Launch of PYUSD Stablecoin unlocks new growth and cross-border potential
PayPal became the first significant financial services company to launch its stablecoin last year as part of its push for growth opportunities in the burgeoning sector.
While the company does not post crypto-related earnings on its fillings, the unit has been growing in strength, with the CEO insisting there are compelling unit economics and market upside. For starters, PayPal has already confirmed its cross-border money payment unit, Xoom, will allow customers to send and receive PYUSD stablecoin abroad with zero fees.
PayPal’s venture into stablecoins is not just a response to the growing interest in cryptocurrencies and blockchain technology, but a strategic move to capitalize on this trend. Thus, leveraging its robust regulatory framework compliance history and its focus on enhancing fiat-to-crypto processes, the company is positioning itself to attract a substantial share of institutional investment dollars.
Therefore, the company remains well-positioned to tap into the growing demand for stablecoins and their potential role in transforming financial systems.
Market expectations and operational efficiency
At the same time, it also became clearer how efficient PayPal has been on an operational basis, with adjusted operating expenses plummeting 6.40% on a quarter-over-quarter basis to $1.73 billion.
This decline underscores PayPal’s strategic direction in terms of cost control and improvement in efficiency, which is set to continue into the next quarter. Such practices are very important in that they reduce the margin dilution effect arising from the operations of Braintree. Moreover, the company is intensively expanding its Branded Checkout business, which has grown by 7% year over year and is starting to add positively to the financial metrics.
Though Braintree is a low-margin operation, it is now contributing 37% of PayPal’s total payment volume, compared with a lesser share in years past. This has diluted PayPal’s overall margins a bit now that it is integrated, but Braintree is more than pulling its weight—it has grown 26% by TPV year over year.
Lastly, new in-app offerings and user-experience improvements drive an ongoing relationship with users, increase reach and attract new customers, all of which support TPV growth and financial health.
Concluding thoughts
Analysts remain bullish on the company’s prospects, with consensus forward estimates indicating a compound annual growth rate of 7.70% for top-line growth and 11.10% for bottom-line growth through fiscal 2026.
The new projections have come far ahead of the previous estimate and, therefore, reflect a confident response to the strategic direction of PayPal and the pace of profitability growth. Also, the company has a solid track record of returns to shareholders, having retired 5.40% of its float in the past 12 months and significantly deleveraging its balance sheet.

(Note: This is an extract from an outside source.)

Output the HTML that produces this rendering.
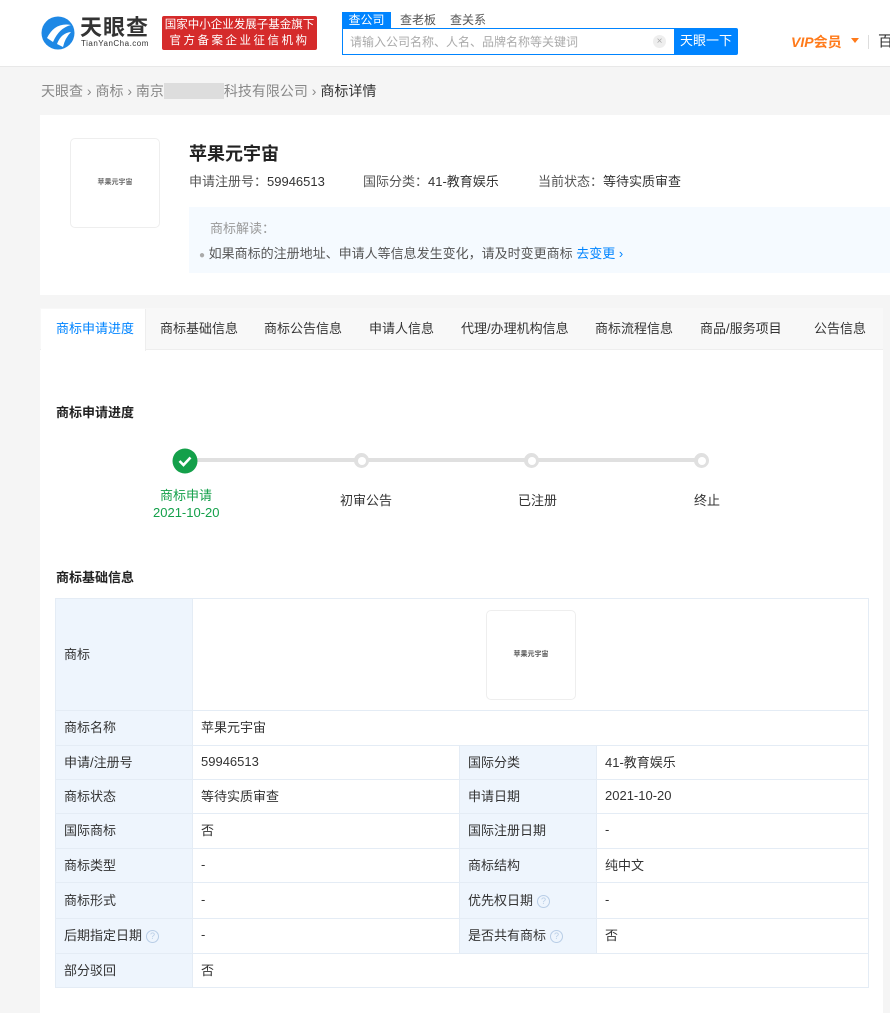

These last three years were when PayPal underperformed; the growth metrics took a hit. On the other hand, the current valuation of the stock makes it more attractive: shares have dropped over 80% from the 2021 highs and now reflect a deep market correction.
The first-quarter 2024 results indicate PayPal is indeed going into a year of transition, but is also on track for revenue and earnings growth recovery. As the new management team starts to take on a turnaround strategy, it now appears PayPal is going for a major overhaul.
Lastly, the stock is presently undervalued, so it may be a good opportunity for long-term investors to pick up PayPal as a value proposition in technology.
Disclosures
I am/we currently own positions in the stocks mentioned, and have NO plans to sell some or all of the positions in the stocks mentioned over the next 72 hours.